## Task to carry out
Search the listing below for "index". Copy each matching line.

|---|

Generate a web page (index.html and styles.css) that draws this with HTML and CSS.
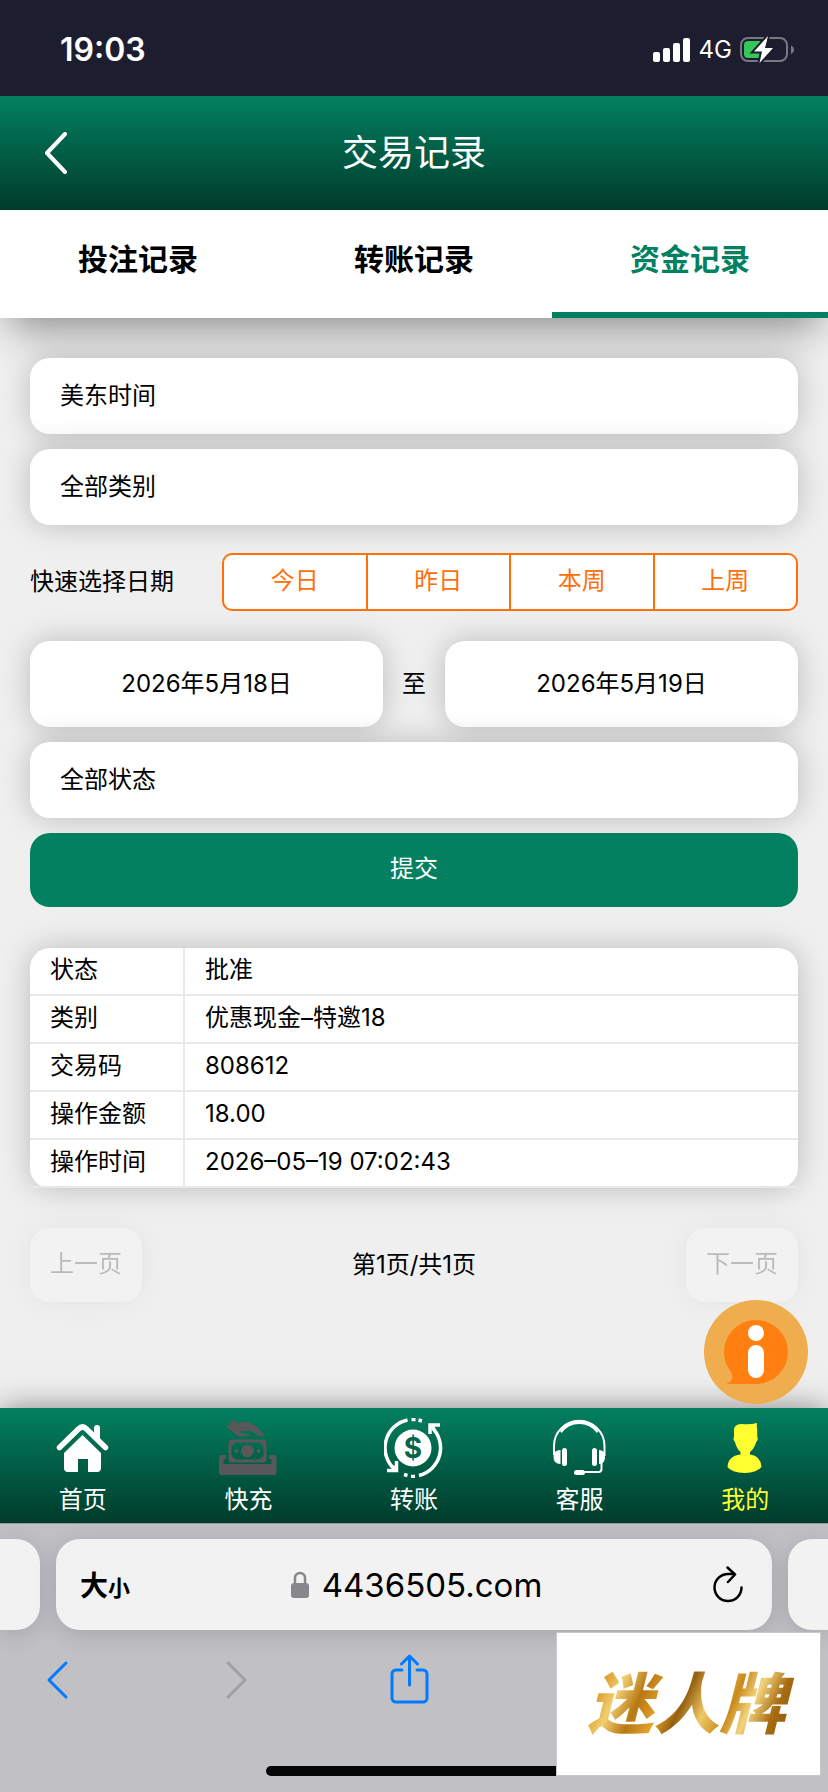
FILE: index.html
```html
<!DOCTYPE html>
<html lang="zh-CN">
<head>
    <meta charset="UTF-8">
    <meta name="viewport" content="width=device-width, initial-scale=1.0">
    <title>交易记录</title>
    <link rel="stylesheet" href="styles.css">
</head>
<body>
    <div class="status-bar">
        <span class="clock">19:03</span>
        <div class="status-icons">
            <svg width="38" height="24" viewBox="0 0 38 24" fill="#fff">
                <rect x="0" y="14" width="7" height="10" rx="2"/>
                <rect x="10" y="10" width="7" height="14" rx="2"/>
                <rect x="20" y="5" width="7" height="19" rx="2"/>
                <rect x="30" y="0" width="7" height="24" rx="2"/>
            </svg>
            <span class="network">4G</span>
            <svg width="54" height="28" viewBox="0 0 54 28">
                <rect x="1" y="2" width="46" height="23" rx="7" fill="none" stroke="#777882" stroke-width="2"/>
                <path d="M51 9.500c4 1.500 4 7 0 8.500z" fill="#777882"/>
                <path d="M8 5h12v17H8a4 4 0 0 1-4-4V9a4 4 0 0 1 4-4z" fill="#35c759"/>
                <path d="M28 0 14 15.500h8L19.500 27 33 12h-8z" fill="#fff" stroke="#1c1e2f" stroke-width="4" paint-order="stroke"/>
            </svg>
        </div>
    </div>

    <header class="header">
        <a class="back" href="#" aria-label="返回">
            <svg width="24" height="42" viewBox="0 0 24 42" fill="none" stroke="#fff" stroke-width="4" stroke-linecap="round" stroke-linejoin="round">
                <path d="M21 2 3 21l18 19"/>
            </svg>
        </a>
        <h1>交易记录</h1>
    </header>

    <nav class="tabs">
        <a href="#">投注记录</a>
        <a href="#">转账记录</a>
        <a href="#" class="active">资金记录</a>
    </nav>

    <main class="content">
        <form class="filter">
            <select class="field" aria-label="时区">
                <option>美东时间</option>
            </select>
            <select class="field" aria-label="类别">
                <option>全部类别</option>
            </select>

            <div class="quick">
                <span>快速选择日期</span>
                <div class="quick-group">
                    <button type="button">今日</button>
                    <button type="button">昨日</button>
                    <button type="button">本周</button>
                    <button type="button">上周</button>
                </div>
            </div>

            <div class="dates">
                <input class="field date" type="text" value="2026年5月18日" aria-label="开始日期">
                <span>至</span>
                <input class="field date" type="text" value="2026年5月19日" aria-label="结束日期">
            </div>

            <select class="field" aria-label="状态">
                <option>全部状态</option>
            </select>
            <button type="submit" class="submit">提交</button>
        </form>

        <table class="record">
            <tr><th scope="row">状态</th><td>批准</td></tr>
            <tr><th scope="row">类别</th><td>优惠现金–特邀18</td></tr>
            <tr><th scope="row">交易码</th><td>808612</td></tr>
            <tr><th scope="row">操作金额</th><td>18.00</td></tr>
            <tr><th scope="row">操作时间</th><td>2026–05–19 07:02:43</td></tr>
        </table>

        <div class="pager">
            <button type="button" disabled>上一页</button>
            <span>第1页/共1页</span>
            <button type="button" disabled>下一页</button>
        </div>

        <button type="button" class="info" aria-label="信息">
            <svg width="104" height="104" viewBox="0 0 104 104">
                <circle cx="52" cy="52" r="52" fill="#efad4d"/>
                <path d="M52 20a32 32 0 0 1 0 64H22c6-2 8-6 5-12A32 32 0 0 1 52 20z" fill="#ff7f11"/>
                <circle cx="52" cy="33" r="8" fill="#fff"/>
                <rect x="44" y="45" width="16" height="33" rx="8" fill="#fff"/>
            </svg>
        </button>
    </main>

    <!-- 底部导航 -->
    <nav class="bottom-nav">
        <a href="#">
            <svg width="60" height="60" viewBox="0 0 60 60" fill="#fff">
                <path d="M6.500 29.500 25.500 11q4-4 8 0l19 18.500" fill="none" stroke="#fff" stroke-width="5.500" stroke-linecap="round" stroke-linejoin="round"/>
                <path d="M41 18V10a3 3 0 0 1 6 0v13z"/>
                <path d="M29.500 17 48 35v15a4 4 0 0 1-4 4h-9V41H25v13H15a4 4 0 0 1-4-4V35z"/>
            </svg>
            <span>首页</span>
        </a>
        <a href="#">
            <svg width="60" height="60" viewBox="0 0 60 60" fill="#58585a">
                <path d="M8.600 8.700 14.600 2l5 3q6-2 11-.8l6 2.800 8 7.500q2 3-.5 3.500l-4-.7-7-4q-5-1-9.500-.3-3 1-.5 2l5 .5q4 1 4.500 2.200-1.500.8-4 .5H20z"/>
                <path d="M3 37h5v4H5.500v5h48v-5H51v-4h5.500a2 2 0 0 1 2 2v15.500a2.500 2.500 0 0 1-2.500 2.500H3.500A2.500 2.500 0 0 1 1 54.500V39a2 2 0 0 1 2-2z"/>
                <rect x="12" y="23" width="35" height="20" rx="2" fill="none" stroke="#58585a" stroke-width="3"/>
                <path d="M13 24h5l-5 5zM46 24h-5l5 5zM13 42h5l-5-5zM46 42h-5l5-5z"/>
                <circle cx="29.500" cy="33" r="6.300"/>
                <circle cx="18.600" cy="33" r="2"/>
                <circle cx="40.600" cy="33" r="2"/>
            </svg>
            <span>快充</span>
        </a>
        <a href="#">
            <svg width="60" height="60" viewBox="0 0 60 60" fill="none" stroke="#fff" stroke-width="3.500">
                <path d="M23.500 2A28.500 28.500 0 0 0 11 51.500M48 9.500A28.500 28.500 0 0 1 35 57.500"/>
                <path d="M3 52.500h9.500V43M46 16V7h10M12 52 8 48M46.500 7.500l4 4"/>
                <path d="M27.500 1.500h4M34.500 2l3.500 1M20 56.500l3.500 1M27 58.500h4"/>
                <circle cx="29" cy="30" r="18.500" fill="#fff" stroke="none"/>
                <text class="coin" x="29" y="40">$</text>
            </svg>
            <span>转账</span>
        </a>
        <a href="#">
            <svg width="60" height="60" viewBox="0 0 60 60" fill="#fff">
                <path d="M4 37v-9a25 25 0 0 1 50.500 0v10M51.500 42v9q0 3-3 3H33" fill="none" stroke="#fff" stroke-width="2"/>
                <path d="M10 13Q17 2 29.200 2T48.500 13l-1.500 2q-7-9-17.800-9T11.500 15z"/>
                <path d="M10.500 32q-7 0-7 7t7 7zM49 32q6 0 6 7t-6 7z"/>
                <rect x="12" y="30" width="5" height="18" rx="2.500"/>
                <rect x="42" y="30" width="5" height="18" rx="2.500"/>
                <rect x="24" y="52" width="11" height="5" rx="2.500"/>
            </svg>
            <span>客服</span>
        </a>
        <a href="#" class="active">
            <svg width="60" height="60" viewBox="0 0 60 60" fill="#ffff32">
                <path d="M19 11q1-5 8-5 8 .8 15-1-.5 4 .2 6v7.500q1.500 3-1 5.500-2 7-6.200 10v2.500Q46 38 46.500 49 42 54.500 30 55q-14-.5-17.500-6Q13 38 25.500 36.500V34q-4-3.500-5.500-10-2.500-2.500-1-5z"/>
            </svg>
            <span>我的</span>
        </a>
    </nav>

    <!-- 浏览器工具栏 -->
    <footer class="browser">
        <div class="address-row">
            <div class="side-tab left"></div>
            <div class="address">
                <button type="button" class="text-size" aria-label="文字大小">大<small>小</small></button>
                <div class="site">
                    <svg width="20" height="28" viewBox="0 0 20 28">
                        <path d="M5 13V7a5 5 0 0 1 10 0v6" fill="none" stroke="#87868b" stroke-width="2.500"/>
                        <rect x="1" y="12" width="18" height="15" rx="3" fill="#87868b"/>
                    </svg>
                    <span>4436505.com</span>
                </div>
                <button type="button" class="reload" aria-label="刷新">
                    <svg width="32" height="38" viewBox="0 0 32 38" fill="none" stroke="#000" stroke-width="2.500" stroke-linecap="round" stroke-linejoin="round">
                        <path d="M29.500 21.500A13.500 13.500 0 1 1 16 8h6"/>
                        <path d="M15.500 1.500 23 8.500l-7 7.500"/>
                    </svg>
                </button>
            </div>
            <div class="side-tab right"></div>
        </div>
        <div class="toolbar">
            <button type="button" aria-label="后退">
                <svg width="56" height="52" viewBox="0 0 56 52" fill="none" stroke="#007aff" stroke-width="3" stroke-linecap="round" stroke-linejoin="round">
                    <path d="M37 9 20 26l17 17"/>
                </svg>
            </button>
            <button type="button" aria-label="前进">
                <svg width="56" height="52" viewBox="0 0 56 52" fill="none" stroke="#a0a0a4" stroke-width="3" stroke-linecap="round" stroke-linejoin="round">
                    <path d="M23 9l17 17-17 17"/>
                </svg>
            </button>
            <button type="button" aria-label="分享">
                <svg width="56" height="52" viewBox="0 0 56 52" fill="none" stroke="#007aff" stroke-width="3" stroke-linecap="round" stroke-linejoin="round">
                    <path d="M21 16h-6a4 4 0 0 0-4 4v24a4 4 0 0 0 4 4h27a4 4 0 0 0 4-4V20a4 4 0 0 0-4-4h-6M28.500 31V2M20.500 10l8-8 8 8"/>
                </svg>
            </button>
        </div>
        <div class="home-indicator"></div>
        <div class="brand"><span>迷人牌</span></div>
    </footer>
</body>
</html>
```
FILE: styles.css
```css
* {
    box-sizing: border-box;
}
body {
    margin: 0;
    min-height: 100vh;
    display: flex;
    flex-direction: column;
    background: #efefef;
    color: #000;
    font-family: Inter, "Noto Sans CJK SC", sans-serif;
    font-size: 24px;
    line-height: 36px;
}
button, input, select {
    font: inherit;
    color: inherit;
    border: 0;
    margin: 0;
    padding: 0;
    background: none;
}
a {
    color: inherit;
    text-decoration: none;
}
svg {
    display: block;
}

/* status bar */
.status-bar {
    height: 96px;
    padding: 4px 34px 0 60px;
    display: flex;
    align-items: center;
    justify-content: space-between;
    background: #1c1e2f;
    color: #fff;
}
.clock {
    font-size: 32px;
    font-weight: 600;
}
.status-icons {
    display: flex;
    align-items: center;
    gap: 8px;
}

/* header */
.header {
    height: 114px;
    display: grid;
    grid-template-columns: 1fr auto 1fr;
    align-items: center;
    padding: 0 44px;
    background: linear-gradient(#038060, #003b2b);
    color: #fff;
}
.header h1 {
    margin: 0;
    font-size: 36px;
    font-weight: 400;
}
.tabs {
    display: flex;
    height: 108px;
    background: #fff;
    box-shadow: 0 20px 40px -10px rgba(0, 0, 0, 0.42);
    position: relative;
}
.tabs a {
    flex: 1;
    padding-top: 31px;
    text-align: center;
    font-size: 30px;
    font-weight: 600;
    border-bottom: 6px solid transparent;
}
.tabs .active {
    color: #038060;
    border-color: #038060;
}

/* filter form */
.content {
    flex: 1;
    position: relative;
    z-index: 1;
    padding: 40px 30px;
}
.filter {
    display: flex;
    flex-direction: column;
    gap: 15px;
    margin-bottom: 41px;
}
.field {
    width: 100%;
    height: 76px;
    padding: 0 30px;
    appearance: none;
    background: #fff;
    border-radius: 20px;
    box-shadow: 0 0 30px rgba(0, 0, 0, 0.22);
}
.quick {
    display: flex;
    align-items: center;
    justify-content: space-between;
    margin: 13px 0 15px;
}
.quick-group {
    display: flex;
    width: 75%;
    height: 58px;
    background: #fff;
    border: 2px solid #ff6f0a;
    border-radius: 10px;
    color: #ff6f0a;
}
.quick-group button {
    flex: 1;
    padding-bottom: 2px;
}
.quick-group button + button {
    border-left: 2px solid #ff6f0a;
}
.dates {
    display: flex;
    align-items: center;
    gap: 19px;
}
.date {
    flex: 1;
    min-width: 0;
    height: 86px;
    padding-bottom: 6px;
    text-align: center;
}
.submit {
    height: 74px;
    padding-bottom: 2px;
    background: #038060;
    border-radius: 20px;
    color: #fff;
    position: relative;
}

/* record */
.record {
    width: 100%;
    border-spacing: 0;
    background: #fff;
    border-radius: 20px;
    box-shadow: 0 0 30px rgba(0, 0, 0, 0.22);
}
.record th, .record td {
    height: 48px;
    padding: 0 20px 2px;
    text-align: left;
    font-weight: 400;
    border-bottom: 2px solid #e8e8e8;
}
.record th {
    width: 155px;
    border-right: 2px solid #e8e8e8;
}
.pager {
    display: flex;
    align-items: center;
    justify-content: space-between;
    margin-top: 40px;
}
.pager button {
    height: 74px;
    padding: 0 20px 2px;
    background: #fff;
    border-radius: 20px;
    box-shadow: 0 0 30px rgba(0, 0, 0, 0.22);
    opacity: 0.22;
}
.info {
    position: absolute;
    right: 20px;
    bottom: 4px;
}

/* bottom nav */
.bottom-nav {
    display: flex;
    height: 115px;
    background: linear-gradient(#038060, #003b2b);
    box-shadow: 0 0 30px -2px rgba(0, 0, 0, 0.5);
    color: #fff;
}
.bottom-nav a {
    flex: 1;
    display: flex;
    flex-direction: column;
    align-items: center;
    gap: 4px;
    padding-top: 10px;
}
.bottom-nav .active {
    color: #ffff32;
}
.coin {
    fill: #02664d;
    stroke: none;
    font-size: 28px;
    font-weight: 700;
    text-anchor: middle;
}

/* browser chrome */
.browser {
    position: relative;
    height: 269px;
    padding-top: 15px;
    border-top: 1px solid #98989c;
    background: #c0c0c5;
    overflow: hidden;
}
.address-row {
    display: flex;
    gap: 16px;
}
.address, .side-tab {
    height: 91px;
    background: #f2f2f2;
    border-radius: 24px;
    box-shadow: 0 4px 24px rgba(0, 0, 0, 0.14);
}
.side-tab {
    width: 40px;
}
.side-tab.left {
    border-radius: 0 24px 24px 0;
}
.side-tab.right {
    border-radius: 24px 0 0 24px;
}
.address {
    flex: 1;
    display: grid;
    grid-template-columns: 1fr auto 1fr;
    align-items: center;
    padding: 0 28px 0 24px;
}
.text-size {
    justify-self: start;
    padding-top: 4px;
    font-size: 28px;
    font-weight: 600;
}
.text-size small {
    font-size: 22px;
}
.site {
    display: flex;
    align-items: center;
    gap: 12px;
    padding-left: 8px;
    font-size: 33px;
}
.reload {
    justify-self: end;
}
.toolbar {
    display: flex;
    gap: 120px;
    padding: 24px 29px;
}
.home-indicator {
    position: absolute;
    bottom: 16px;
    left: 50%;
    width: 296px;
    height: 10px;
    margin-left: -148px;
    border-radius: 5px;
    background: #050505;
}
/* logo card over the toolbar */
.brand {
    position: absolute;
    right: 7px;
    bottom: 16px;
    width: 265px;
    height: 144px;
    display: flex;
    align-items: center;
    justify-content: center;
    padding-right: 4px;
    background: #fff;
    border: 1px solid #c8c8c8;
}
.brand span {
    padding: 0 8px;
    font-size: 66px;
    font-weight: 900;
    font-style: italic;
    line-height: 80px;
    color: transparent;
    background: linear-gradient(115deg, #a86a10 0%, #d99a25 12%, #f2cf72 20%, #b87813 30%, #e3a42e 40%, #94600f 48%, #f0c866 58%, #c98a1c 68%, #f3d57f 76%, #a86c12 86%, #80520c 100%);
    -webkit-background-clip: text;
    background-clip: text;
}
```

|---|

## Reply to the exercise
Generate a web page (index.html and styles.css) that draws this with HTML and CSS.
FILE: index.html
    z-index: 1;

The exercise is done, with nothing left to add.